>> BEGIN EXTRACTED DATA
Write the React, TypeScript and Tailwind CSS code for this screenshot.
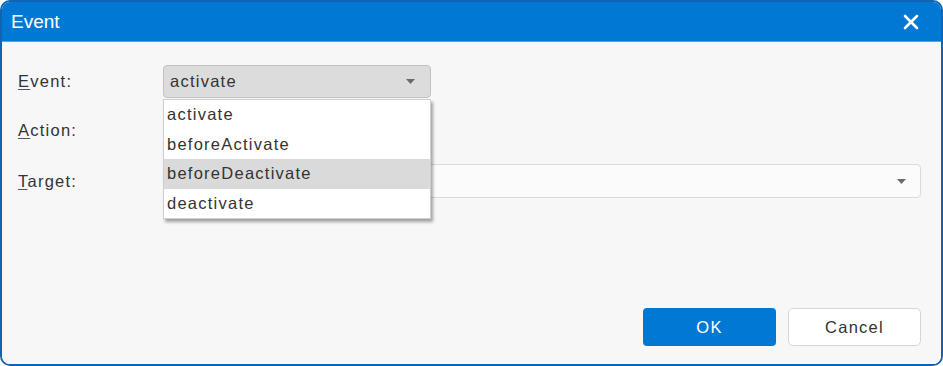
import { X } from 'lucide-react';

const events = ['activate', 'beforeActivate', 'beforeDeactivate', 'deactivate'];

function Caret() {
  return (
    <svg width="9" height="5" viewBox="0 0 9 5" className="shrink-0">
      <path d="M0 0h9L4.5 5z" fill="#6b6b6b" />
    </svg>
  );
}

export default function App() {
  const highlighted = 'beforeDeactivate';

  return (
    <div className="w-[943px] h-[366px] bg-white [font-family:'Liberation_Sans',Arial,sans-serif]">
      <div className="h-full flex flex-col rounded-[10px] border-2 border-[#1064b4] overflow-hidden">
        {/* Title bar */}
        <div className="h-[40px] shrink-0 bg-[#0078d4] border-b border-[#5aa0dc] flex items-center justify-between pl-[9px] pr-[18px]">
          <span className="text-white text-[19px] leading-none">Event</span>
          <X size={24} strokeWidth={2.6} className="text-white" />
        </div>

        {/* Body */}
        <div className="flex-1 flex flex-col bg-[#f7f7f7] pt-[23px] pl-[16px] pr-[20px] text-[16.5px] tracking-[1.25px] text-[#333]">
          <div className="flex flex-col gap-[16px]">
            <div className="flex items-center h-[33px]">
              <label className="w-[145px] shrink-0">
                <span className="underline underline-offset-2 decoration-[#555]">E</span>vent:
              </label>
              <div className="relative w-[268px]">
                <div className="h-[33px] flex items-center justify-between pl-[6px] pr-[15px] bg-[#dcdcdc] border border-[#c2c2c2] rounded-[4px]">
                  <span>activate</span>
                  <Caret />
                </div>
                {/* Open list */}
                <div className="absolute left-0 right-0 top-full mt-[1px] z-10 bg-white border border-[#cfcfcf] shadow-[2px_3px_3px_rgba(0,0,0,0.35)]">
                  {events.map((ev) => (
                    <div
                      key={ev}
                      className={
                        'h-[29.5px] flex items-center pl-[3px] ' +
                        (ev === highlighted ? 'bg-[#dadada]' : '')
                      }
                    >
                      {ev}
                    </div>
                  ))}
                </div>
              </div>
            </div>

            <div className="flex items-center h-[33px]">
              <label className="w-[145px] shrink-0">
                <span className="underline underline-offset-2 decoration-[#555]">A</span>ction:
              </label>
            </div>

            <div className="flex items-center h-[34px] mt-[1px]">
              <label className="w-[145px] shrink-0">
                <span className="underline underline-offset-2 decoration-[#555]">T</span>arget:
              </label>
              <div className="flex-1 h-[34px] flex items-center justify-end pr-[14px] bg-[#fbfbfb] border border-[#dadada] rounded-[4px]">
                <Caret />
              </div>
            </div>
          </div>

          {/* Footer */}
          <div className="mt-auto flex justify-end gap-[12px] pb-[18px]">
            <button className="w-[133px] h-[38px] rounded-[4px] bg-[#0078d4] text-white">OK</button>
            <button className="w-[133px] h-[38px] rounded-[5px] bg-white border border-[#d6d6d6] text-[#333]">
              Cancel
            </button>
          </div>
        </div>
      </div>
    </div>
  );
}
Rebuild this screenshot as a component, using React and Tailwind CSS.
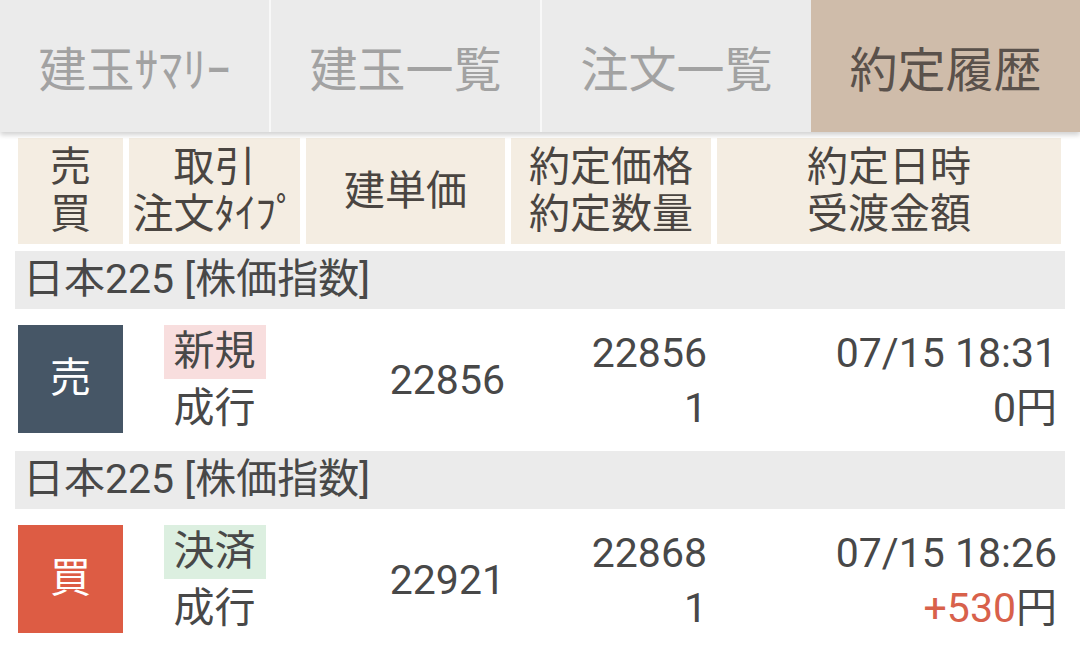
import React from 'react';

const font = { fontFamily: "Roboto, 'Noto Sans CJK JP', sans-serif" };

const tabs = [
  { label: '建玉ｻﾏﾘｰ' },
  { label: '建玉一覧' },
  { label: '注文一覧' },
  { label: '約定履歴', active: true },
];

const trades = [
  {
    name: '日本225 [株価指数]',
    side: '売',
    kind: '新規',
    type: '成行',
    price: '22856',
    execPrice: '22856',
    qty: '1',
    time: '07/15 18:31',
    amount: '0',
  },
  {
    name: '日本225 [株価指数]',
    side: '買',
    kind: '決済',
    type: '成行',
    price: '22921',
    execPrice: '22868',
    qty: '1',
    time: '07/15 18:26',
    amount: '+530',
  },
];

const cols = 'grid grid-cols-[105px_171px_199px_200px_344px] gap-x-[6px]';

function Tabs() {
  return (
    <div className="relative z-10 flex h-[132px] shadow-[0_3px_5px_rgba(0,0,0,0.18)]">
      {tabs.map((t, i) => (
        <div
          key={t.label}
          className={
            t.active
              ? 'flex flex-1 items-center justify-center bg-[#cfbcaa] pt-[10px] text-[48px] text-[#5a514b]'
              : i === 0
                ? 'flex flex-1 items-center justify-center bg-[#ebebeb] pt-[10px] text-[48px] text-[#a2a2a2]'
                : 'flex flex-1 items-center justify-center border-l-2 border-[#f8f8f8] bg-[#ebebeb] pt-[10px] text-[48px] text-[#a2a2a2]'
          }
        >
          {t.label}
        </div>
      ))}
    </div>
  );
}

function HeaderCell({ children }) {
  return (
    <div className="flex flex-col items-center justify-center bg-[#f4ede2] text-[41px] leading-[47px] text-[#4a4541]">
      {children}
    </div>
  );
}

function Header() {
  return (
    <div className={`${cols} h-[106px] px-[3px]`}>
      <HeaderCell>
        <span>売</span>
        <span>買</span>
      </HeaderCell>
      <HeaderCell>
        <span>取引</span>
        <span>注文ﾀｲﾌﾟ</span>
      </HeaderCell>
      <HeaderCell>
        <span>建単価</span>
      </HeaderCell>
      <HeaderCell>
        <span>約定価格</span>
        <span>約定数量</span>
      </HeaderCell>
      <HeaderCell>
        <span>約定日時</span>
        <span>受渡金額</span>
      </HeaderCell>
    </div>
  );
}

function TradeRow({ t }) {
  const sell = t.side === '売';
  return (
    <div>
      <div className="flex h-[58px] items-center bg-[#ebebeb] pl-[8px] text-[41px] text-[#484848]">
        {t.name}
      </div>
      <div className={`${cols} h-[142px] px-[3px] pt-[16px] text-[41px] text-[#484848]`}>
        <div
          className={
            sell
              ? 'flex h-[108px] items-center justify-center bg-[#465666] text-white'
              : 'flex h-[108px] items-center justify-center bg-[#dd5c44] text-white'
          }
        >
          {t.side}
        </div>
        <div className="flex flex-col items-center">
          <span
            className={
              sell
                ? 'flex h-[54px] items-center bg-[#f8dede] px-[10px]'
                : 'flex h-[54px] items-center bg-[#dcefe0] px-[10px]'
            }
          >
            {t.kind}
          </span>
          <span className="leading-[58px]">{t.type}</span>
        </div>
        <div className="flex h-[108px] items-center justify-end pt-[4px]">{t.price}</div>
        <div className="flex h-[108px] flex-col items-end justify-center pr-[4px] pt-[4px] leading-[55px]">
          <span>{t.execPrice}</span>
          <span>{t.qty}</span>
        </div>
        <div className="flex h-[108px] flex-col items-end justify-center pr-[4px] pt-[4px] leading-[55px]">
          <span>{t.time}</span>
          <span>
            <span className={t.amount.startsWith('+') ? 'text-[#d8614b]' : ''}>{t.amount}</span>円
          </span>
        </div>
      </div>
    </div>
  );
}

export default function App() {
  return (
    <div className="h-[648px] w-[1080px] overflow-hidden bg-white" style={font}>
      <Tabs />
      <div className="px-[15px] pt-[6px]">
        <Header />
        <div className="h-[7px]" />
        {trades.map((t, i) => (
          <TradeRow key={i} t={t} />
        ))}
      </div>
    </div>
  );
}
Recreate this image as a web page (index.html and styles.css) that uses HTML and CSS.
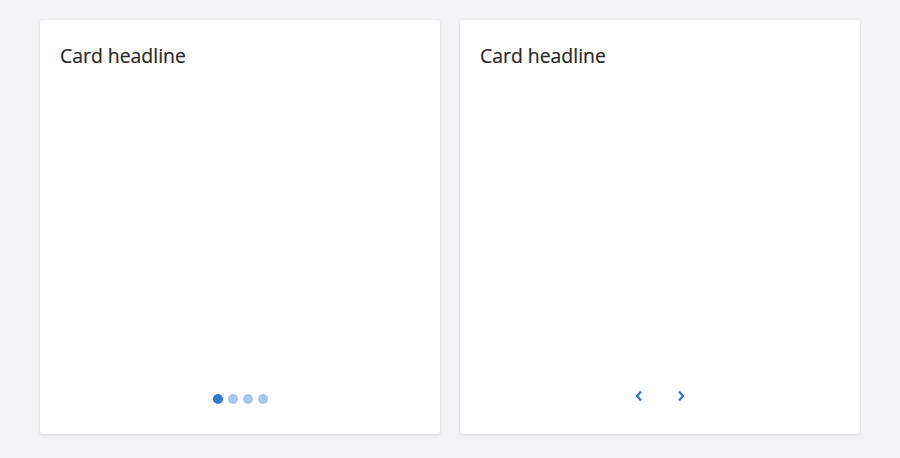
FILE: index.html
```html
<!DOCTYPE html>
<html>
<head>
<meta charset="utf-8">
<link rel="stylesheet" href="styles.css">
</head>
<body>
<div class="page">
  <div class="card">
    <h2 class="headline">Card headline</h2>
    <div class="footer">
      <div class="dots">
        <span class="dot active"></span>
        <span class="dot"></span>
        <span class="dot"></span>
        <span class="dot"></span>
      </div>
    </div>
  </div>
  <div class="card">
    <h2 class="headline">Card headline</h2>
    <div class="footer">
      <div class="arrows">
        <svg class="chev" width="8" height="12" viewBox="0 0 8 12"><path d="M6 1.5 L2 6 L6 10.5" fill="none" stroke="#2a7ad2" stroke-width="2.2"/></svg>
        <svg class="chev" width="8" height="12" viewBox="0 0 8 12"><path d="M2 1.5 L6 6 L2 10.5" fill="none" stroke="#2a7ad2" stroke-width="2.2"/></svg>
      </div>
    </div>
  </div>
</div>
</body>
</html>
```

FILE: styles.css
```css
html, body {
  margin: 0;
  padding: 0;
  background: #f3f3f5;
  font-family: "Open Sans", "Noto Sans", sans-serif;
}
.page {
  display: flex;
  gap: 20px;
  padding: 20px 40px;
}
.card {
  width: 400px;
  height: 414px;
  box-sizing: border-box;
  background: #fff;
  border-radius: 2px;
  box-shadow: 0 1px 3px rgba(0,0,0,0.12), 0 0 1px rgba(0,0,0,0.08);
  padding: 23px 20px 0;
  display: flex;
  flex-direction: column;
}
.headline {
  margin: 0;
  font-size: 19.4px;
  line-height: 26px;
  font-weight: 400;
  color: #2a2928;
  -webkit-text-stroke: 0.2px #2a2928;
}
.footer {
  margin-top: auto;
  display: flex;
  justify-content: center;
}
.dots {
  display: flex;
  gap: 5px;
  padding-bottom: 30px;
}
.dot {
  width: 10px;
  height: 10px;
  border-radius: 50%;
  background: #a4c6f0;
}
.dot.active {
  background: #2a7ad2;
}
.arrows {
  display: flex;
  gap: 34px;
  padding-bottom: 32px;
}
.chev {
  display: block;
}
```
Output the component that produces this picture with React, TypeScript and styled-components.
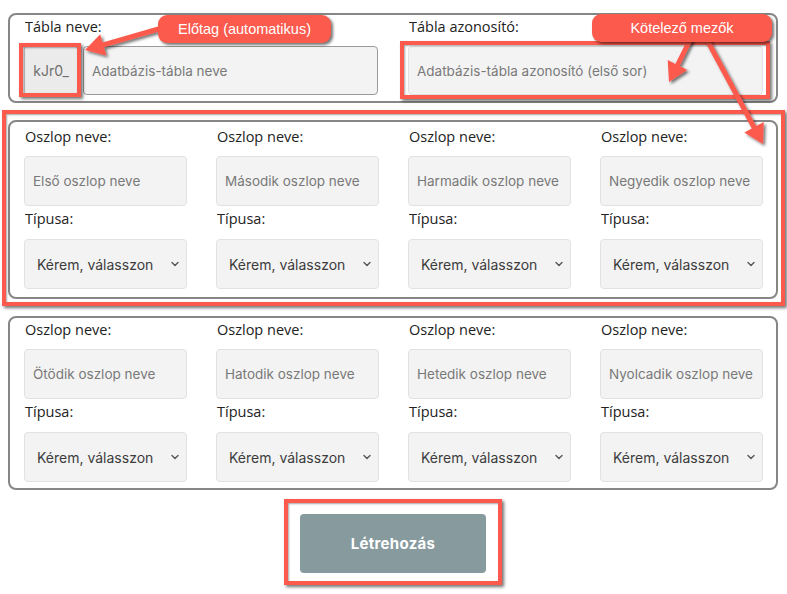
>> END EXTRACTED DATA
SHORT EXERCISE
State how many lines above include the word "styles", and nothing more.

FINISHED TASK
3